Paper No. 7-7
Presentation Time: 9:35 AM
LATE QUATERNARY SEA-LEVEL HISTORY AND THE ANTIQUITY OF THE PYGMY MAMMOTH (MAMMUTHUS EXILIS), CHANNEL ISLANDS NATIONAL PARK, CALIFORNIA, USA
Fossil proboscideans have been found on a number of islands worldwide. Three of the islands in Channel Islands National Park, California have records of fossil mammoths, both Columbian mammoths [Mammuthus columbi (Falconer, 1857)] and pygmy mammoths [Mammuthus exilis (Stock and Furlong, 1928)]. Most fossils of both species on the islands date to the last glacial period (~22-12 ka, in cal 14C yr), but early observations of mammoth remains within the lowest (youngest) subaerially exposed marine terrace deposits indicated the possibility of a pre-last-glacial age for the earliest arrivals. In the course of marine terrace work on Santa Rosa Island, a tusk of Mammuthus exilis was found in eolian/colluvial deposits overlying thin marine deposits. Radiocarbon analyses on land snails (Helminthoglypta ayresiana) gave five ages, ranging from 46-41 ka (14C yr), all of which are regarded as minimum ages. Nevertheless, the find documents a pre-last-glacial occurrence of pygmy mammoths on the Channel Islands. A more definitive age was obtained when another well-preserved Mammuthus exilis tusk was found in deposits of the lowest marine terrace, along with marine mollusks and marine mammal remains. Uranium-series dating of six fossil corals from deposits of this terrace yielded ages ranging from 83.8 ± 0.6 ka to 78.6 ± 0.5 ka. All but one of the corals have back-calculated initial 234U/238U values that fall within the range of modern seawater, indicating the ages are robust. These ages correlate the deposit with marine isotope stage (MIS) 5.1, a time of relatively high sea level during the latter part of the last interglacial complex.
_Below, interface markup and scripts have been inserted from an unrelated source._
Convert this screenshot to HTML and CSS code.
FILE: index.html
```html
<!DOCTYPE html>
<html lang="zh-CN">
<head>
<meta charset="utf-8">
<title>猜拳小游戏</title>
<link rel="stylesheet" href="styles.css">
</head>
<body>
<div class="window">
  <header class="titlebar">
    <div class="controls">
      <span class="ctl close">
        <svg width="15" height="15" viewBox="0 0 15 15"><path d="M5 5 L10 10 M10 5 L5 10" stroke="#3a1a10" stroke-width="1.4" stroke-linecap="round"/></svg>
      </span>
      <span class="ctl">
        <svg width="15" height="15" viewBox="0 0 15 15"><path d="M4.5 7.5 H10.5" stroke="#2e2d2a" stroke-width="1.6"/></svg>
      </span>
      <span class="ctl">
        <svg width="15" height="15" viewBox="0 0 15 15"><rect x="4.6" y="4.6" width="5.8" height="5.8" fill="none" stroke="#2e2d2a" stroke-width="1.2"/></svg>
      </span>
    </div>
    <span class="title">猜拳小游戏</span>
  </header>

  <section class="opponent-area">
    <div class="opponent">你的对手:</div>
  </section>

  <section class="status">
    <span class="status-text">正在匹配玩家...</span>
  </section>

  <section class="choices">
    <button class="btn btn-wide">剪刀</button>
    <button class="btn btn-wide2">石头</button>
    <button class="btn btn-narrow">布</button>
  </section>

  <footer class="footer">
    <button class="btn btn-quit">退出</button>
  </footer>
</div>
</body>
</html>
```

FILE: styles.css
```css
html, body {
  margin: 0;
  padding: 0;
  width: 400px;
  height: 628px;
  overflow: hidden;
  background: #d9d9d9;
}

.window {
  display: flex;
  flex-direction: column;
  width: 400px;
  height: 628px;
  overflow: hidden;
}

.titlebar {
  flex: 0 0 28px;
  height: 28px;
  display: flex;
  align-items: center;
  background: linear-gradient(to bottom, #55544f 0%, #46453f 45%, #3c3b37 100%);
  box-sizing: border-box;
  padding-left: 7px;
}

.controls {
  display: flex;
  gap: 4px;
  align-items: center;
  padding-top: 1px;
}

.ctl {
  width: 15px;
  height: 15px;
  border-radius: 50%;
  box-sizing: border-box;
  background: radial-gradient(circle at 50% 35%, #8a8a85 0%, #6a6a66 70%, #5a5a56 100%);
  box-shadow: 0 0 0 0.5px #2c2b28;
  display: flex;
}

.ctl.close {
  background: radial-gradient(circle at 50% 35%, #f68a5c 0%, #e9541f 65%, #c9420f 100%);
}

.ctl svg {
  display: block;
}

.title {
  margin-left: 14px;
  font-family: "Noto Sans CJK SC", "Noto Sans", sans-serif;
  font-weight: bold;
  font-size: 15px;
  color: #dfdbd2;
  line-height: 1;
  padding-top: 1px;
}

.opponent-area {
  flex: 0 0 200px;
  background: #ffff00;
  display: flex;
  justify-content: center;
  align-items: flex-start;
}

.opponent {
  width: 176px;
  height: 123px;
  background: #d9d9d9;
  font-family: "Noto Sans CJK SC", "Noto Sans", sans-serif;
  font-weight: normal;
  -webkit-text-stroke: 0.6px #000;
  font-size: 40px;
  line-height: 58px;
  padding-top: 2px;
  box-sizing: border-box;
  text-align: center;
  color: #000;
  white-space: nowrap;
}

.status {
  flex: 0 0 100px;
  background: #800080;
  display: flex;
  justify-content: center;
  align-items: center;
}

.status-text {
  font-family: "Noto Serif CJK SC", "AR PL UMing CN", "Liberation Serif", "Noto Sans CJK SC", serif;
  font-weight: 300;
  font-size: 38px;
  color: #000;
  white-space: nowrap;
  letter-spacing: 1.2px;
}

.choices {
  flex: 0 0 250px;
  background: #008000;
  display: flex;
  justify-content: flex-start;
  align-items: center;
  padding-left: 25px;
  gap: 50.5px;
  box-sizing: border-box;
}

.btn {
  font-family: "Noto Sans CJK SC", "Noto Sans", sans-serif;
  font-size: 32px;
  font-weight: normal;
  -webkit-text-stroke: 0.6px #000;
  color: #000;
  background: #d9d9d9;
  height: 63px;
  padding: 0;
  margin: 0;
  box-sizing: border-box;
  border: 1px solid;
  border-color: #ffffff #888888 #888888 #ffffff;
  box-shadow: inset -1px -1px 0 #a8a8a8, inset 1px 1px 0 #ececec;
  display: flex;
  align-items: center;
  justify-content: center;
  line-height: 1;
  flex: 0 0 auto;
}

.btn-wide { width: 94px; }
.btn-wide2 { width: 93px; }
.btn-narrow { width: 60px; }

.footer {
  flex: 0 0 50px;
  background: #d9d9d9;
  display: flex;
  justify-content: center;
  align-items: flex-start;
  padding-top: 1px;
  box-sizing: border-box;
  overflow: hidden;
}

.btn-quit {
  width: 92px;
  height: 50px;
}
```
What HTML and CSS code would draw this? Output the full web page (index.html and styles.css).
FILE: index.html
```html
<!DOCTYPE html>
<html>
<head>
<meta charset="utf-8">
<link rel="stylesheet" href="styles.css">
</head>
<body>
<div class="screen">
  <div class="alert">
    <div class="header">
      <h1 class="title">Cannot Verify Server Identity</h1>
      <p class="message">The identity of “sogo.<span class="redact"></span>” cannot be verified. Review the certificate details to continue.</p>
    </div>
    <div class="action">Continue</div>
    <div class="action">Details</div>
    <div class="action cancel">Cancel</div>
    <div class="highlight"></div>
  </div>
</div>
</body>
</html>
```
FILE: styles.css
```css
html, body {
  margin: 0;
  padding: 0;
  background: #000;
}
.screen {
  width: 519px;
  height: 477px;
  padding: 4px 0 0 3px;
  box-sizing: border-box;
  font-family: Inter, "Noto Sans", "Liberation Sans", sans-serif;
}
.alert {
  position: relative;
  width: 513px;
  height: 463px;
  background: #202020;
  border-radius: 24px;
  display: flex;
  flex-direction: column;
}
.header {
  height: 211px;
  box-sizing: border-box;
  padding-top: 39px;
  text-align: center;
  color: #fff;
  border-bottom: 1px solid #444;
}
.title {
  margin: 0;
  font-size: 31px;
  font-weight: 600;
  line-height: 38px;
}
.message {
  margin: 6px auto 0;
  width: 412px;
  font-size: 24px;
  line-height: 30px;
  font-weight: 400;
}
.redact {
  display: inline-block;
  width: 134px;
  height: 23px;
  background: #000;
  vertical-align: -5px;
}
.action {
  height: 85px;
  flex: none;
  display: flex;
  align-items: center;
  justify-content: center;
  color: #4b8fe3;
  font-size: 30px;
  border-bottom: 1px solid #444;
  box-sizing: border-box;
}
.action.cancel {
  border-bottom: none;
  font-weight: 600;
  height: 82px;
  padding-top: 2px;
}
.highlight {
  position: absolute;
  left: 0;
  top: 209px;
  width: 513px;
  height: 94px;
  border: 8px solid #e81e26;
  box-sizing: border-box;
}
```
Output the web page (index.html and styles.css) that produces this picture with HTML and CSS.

Thus, mammoths have been on the Channel Islands prior to the last glacial period and probably migrated to the islands by swimming during the penultimate glacial period (~150 ka), or MIS 6. This was a time when sea level was low and the island-mainland distance was minimal, as was also the case during the last glacial period (MIS 2). The timing of initial mammoth migration had to occur not only during a glacial period, but also late enough in the Quaternary that uplift of both the islands and the mainland decreased the swimming distance to a range that could be accomplished by mammoths.